This directory includes the files needed to train the parser
by reading in in treebank data and collecting the needed probabilities.

Note that while many of the files have the same names as those
of the parser, often they are slightly different and thus this
directory must be kept separate from that of the parser.

To execute the training regieme for the standard English parser,
execute

allScript En  -directory-for-data- -training-files- -development-files-

e.g.,

allScript En /pro/dpg/hpp/dist6b/DATA/  "/pro/dpg/ecdata/cp/train.txt"  "/pro/dpg/ecdata/cp/test.main"
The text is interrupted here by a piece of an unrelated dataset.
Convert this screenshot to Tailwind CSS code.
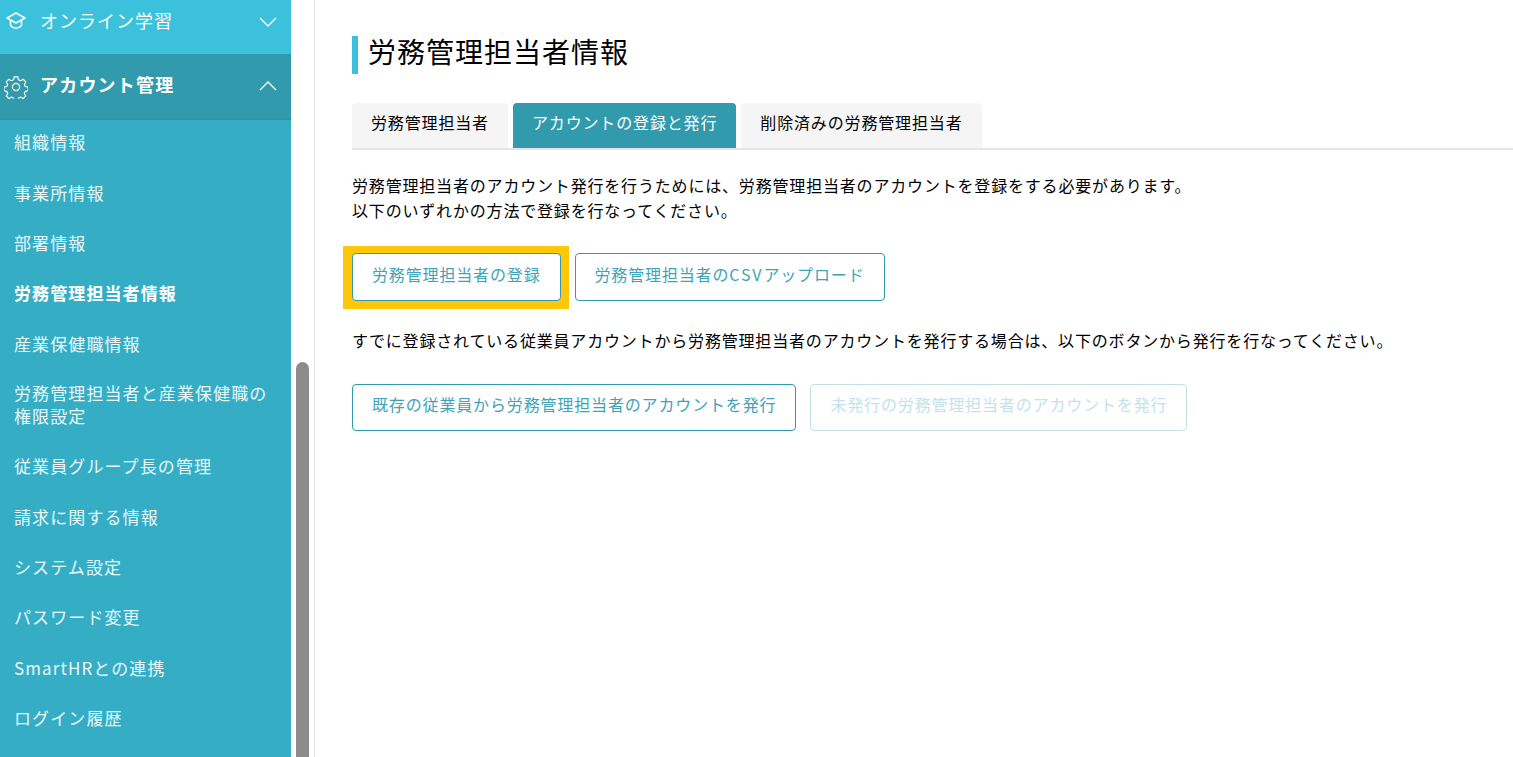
<!DOCTYPE html>
<html lang="ja">
<head>
    <meta charset="UTF-8">
    <title>労務管理担当者情報</title>
    <script src="https://cdn.jsdelivr.net/npm/@tailwindcss/browser@4"></script>
</head>
<body class="bg-white h-[757px] overflow-hidden font-['Noto_Sans_CJK_JP',sans-serif] text-black">
<div class="flex h-[757px] overflow-hidden">
    <!-- サイドバー -->
    <aside class="w-[291px] shrink-0 h-full overflow-hidden bg-[#35aec5] text-white">
        <div class="h-[54px] bg-[#3cc1dc] flex items-center pl-[6px] pr-[14px]">
            <svg class="w-[20px] h-[18px] shrink-0 mb-[12px]" viewBox="0 0 20 18" fill="none" stroke="currentColor" stroke-width="1.500" stroke-linejoin="round"><path d="M10 1 1 6l9 5 9-5z"/><path d="M4.500 8.500V13c1.500 4 9.500 4 11 0V8.500"/></svg>
            <span class="ml-[14px] mb-[14px] text-[18px] tracking-[1px] leading-none">オンライン学習</span>
            <svg class="ml-auto mb-[10px] w-[18px] h-[10px]" viewBox="0 0 18 10" fill="none" stroke="currentColor" stroke-width="1.300"><path d="M1 1l8 8 8-8"/></svg>
        </div>
        <div class="h-[66px] bg-[#329aad] flex items-center pl-[4px] pr-[14px] border-b border-[#2f93a6]">
            <svg class="w-[24px] h-[24px] shrink-0" viewBox="0 0 24 24" fill="none" stroke="currentColor" stroke-width="1.200" stroke-linejoin="round"><circle cx="12" cy="12" r="3.600"/><path d="M10 1.500h4l.6 3 2.200 1 2.600-1.600 2.800 2.800-1.600 2.600 1 2.200 2.900.6v3.800l-2.900.6-1 2.200 1.600 2.600-2.800 2.800-2.600-1.600-2.200 1-.6 2.900h-4l-.6-2.900-2.200-1-2.600 1.600-2.800-2.800 1.600-2.600-1-2.200-2.900-.6v-3.800l2.900-.6 1-2.200-1.600-2.600 2.800-2.800 2.600 1.600 2.200-1z" transform="translate(.5 .5) scale(.96)"/></svg>
            <span class="ml-[12px] mb-[5px] text-[18px] font-bold tracking-[1.200px] leading-none">アカウント管理</span>
            <svg class="ml-auto mb-[2px] w-[18px] h-[10px]" viewBox="0 0 18 10" fill="none" stroke="currentColor" stroke-width="1.300"><path d="M1 9l8-8 8 8"/></svg>
        </div>
        <nav class="-mt-[3.500px] px-[14px] text-[17px] tracking-[1.100px] leading-[23px] text-[#e8f7fa]">
            <div class="h-[50.400px] flex items-center">組織情報</div>
            <div class="h-[50.400px] flex items-center">事業所情報</div>
            <div class="h-[50.400px] flex items-center">部署情報</div>
            <div class="h-[50.400px] flex items-center font-bold text-white">労務管理担当者情報</div>
            <div class="h-[50.400px] flex items-center">産業保健職情報</div>
            <div class="h-[72px] flex items-center">労務管理担当者と産業保健職の<br>権限設定</div>
            <div class="h-[50.400px] flex items-center">従業員グループ長の管理</div>
            <div class="h-[50.400px] flex items-center">請求に関する情報</div>
            <div class="h-[50.400px] flex items-center">システム設定</div>
            <div class="h-[50.400px] flex items-center">パスワード変更</div>
            <div class="h-[50.400px] flex items-center">SmartHRとの連携</div>
            <div class="h-[50.400px] flex items-center">ログイン履歴</div>
        </nav>
    </aside>

    <!-- スクロールバー -->
    <div class="w-[24px] shrink-0 h-full border-r border-[#e6e6e6] pl-[5px] pt-[362px]">
        <div class="w-[13px] h-[395px] rounded-t-full bg-[#8c8c8c]"></div>
    </div>

    <!-- メイン -->
    <main class="flex-1 min-w-0 pl-[37px] pt-[36px]">
        <h1 class="h-[38px] border-l-[6px] border-[#3cc1dc] pl-[10px] text-[28px] leading-[30px] tracking-[1px]">労務管理担当者情報</h1>

        <div class="mt-[29px] flex gap-[5px] border-b-2 border-[#e6e6e6] h-[47px] text-[16px] tracking-[.85px]">
            <div class="h-[45px] px-[19px] pb-[8px] flex items-center bg-[#f5f5f5] rounded-t-[4px]">労務管理担当者</div>
            <div class="h-[45px] px-[19px] pb-[8px] flex items-center bg-[#329aad] text-white rounded-t-[4px]">アカウントの登録と発行</div>
            <div class="h-[45px] px-[19px] pb-[8px] flex items-center bg-[#f5f5f5] rounded-t-[4px]">削除済みの労務管理担当者</div>
        </div>

        <p class="mt-[23px] text-[16px] leading-[25px] tracking-[.82px]">労務管理担当者のアカウント発行を行うためには、労務管理担当者のアカウントを登録をする必要があります。<br>以下のいずれかの方法で登録を行なってください。</p>

        <div class="mt-[30px] flex gap-[14px] text-[16px] tracking-[.85px] text-[#3ea3b6]">
            <div class="-my-[7px] mb-[-8px] -ml-[9px] -mr-[8px] pt-[7px] pb-[8px] pl-[9px] pr-[8px] bg-[#ffc60a]">
                <button class="h-[48px] px-[19px] pb-[7px] border border-[#329aad] rounded-[4px] bg-white">労務管理担当者の登録</button>
            </div>
            <button class="h-[48px] px-[19px] pb-[7px] border border-[#329aad] rounded-[4px] bg-white">労務管理担当者の<span class="tracking-[1.850px]">CSV</span>アップロード</button>
        </div>

        <p class="mt-[27px] text-[16px] leading-[25px] tracking-[.82px]">すでに登録されている従業員アカウントから労務管理担当者のアカウントを発行する場合は、以下のボタンから発行を行なってください。</p>

        <div class="mt-[31px] flex gap-[14px] text-[16px] tracking-[.85px] text-[#3ea3b6]">
            <button class="h-[47px] px-[19px] pb-[8px] border border-[#329aad] rounded-[4px] bg-white">既存の従業員から労務管理担当者のアカウントを発行</button>
            <button class="h-[47px] px-[19px] pb-[8px] border border-[#c2e1e7] rounded-[4px] bg-white text-[#c2e3e9]">未発行の労務管理担当者のアカウントを発行</button>
        </div>
    </main>
</div>
</body>
</html>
The directory where the data goes needs to contain the following
files.  Most (featInfo.*) tell the data collection programs exactly
what features to attend to.  terms.txt defines the noun-terminal and
pre-terminal symbols of the lanauge.  headInfo.txt states which
children catagories like to be the heads of which parent categories.
You will also need training data, e.g., the Penn Tree-bank, or
Switchboard, which is not provided.  bugFix.txt includes shards of
sentences which are necessary to covery very unlikely combinations
which the training data do not cover. E.g., 
( (FRAG (NP (NN Task) (# #)) (. .)))


-rw-r--r--  1 ec fac  32 May 26 14:17 bugFix.txt
-rw-r--r--  1 ec fac 258 May 23 16:54 featInfo.h
-rw-r--r--  1 ec fac 411 May 23 16:54 featInfo.l
-rw-r--r--  1 ec fac  94 May 23 16:54 featInfo.lm
-rw-r--r--  1 ec fac 298 May 23 16:54 featInfo.m
-rw-r--r--  1 ec fac 405 May 23 16:54 featInfo.r
-rw-r--r--  1 ec fac  91 May 23 16:54 featInfo.rm
-rw-r--r--  1 ec fac  65 May 23 16:54 featInfo.ru
-rw-r--r--  1 ec fac 112 May 23 16:54 featInfo.s
-rw-r--r--  1 ec fac 138 May 23 16:54 featInfo.t
-rw-r--r--  1 ec fac  58 May 23 16:54 featInfo.tt
-rw-r--r--  1 ec fac 181 May 23 16:54 featInfo.u
-rw-r--r--  1 ec fac 553 May 23 16:54 headInfo.txt
-rw-r--r--  1 ec fac 609 May 23 16:54 terms.txt

All of the other files needed by the parser will be created
by runing allScript


LANGUAGE MODELING

To train the language model version using the featInfo files and
rules.txt found in ../DATA/LM/.

Also run allScript with the first argument lm rather En.  You will
need the Penn Treebank.

Chinese

To train the chinese parser, execute allScrip with first argument Ch.
You will need the Chinese Treebank from the LDC.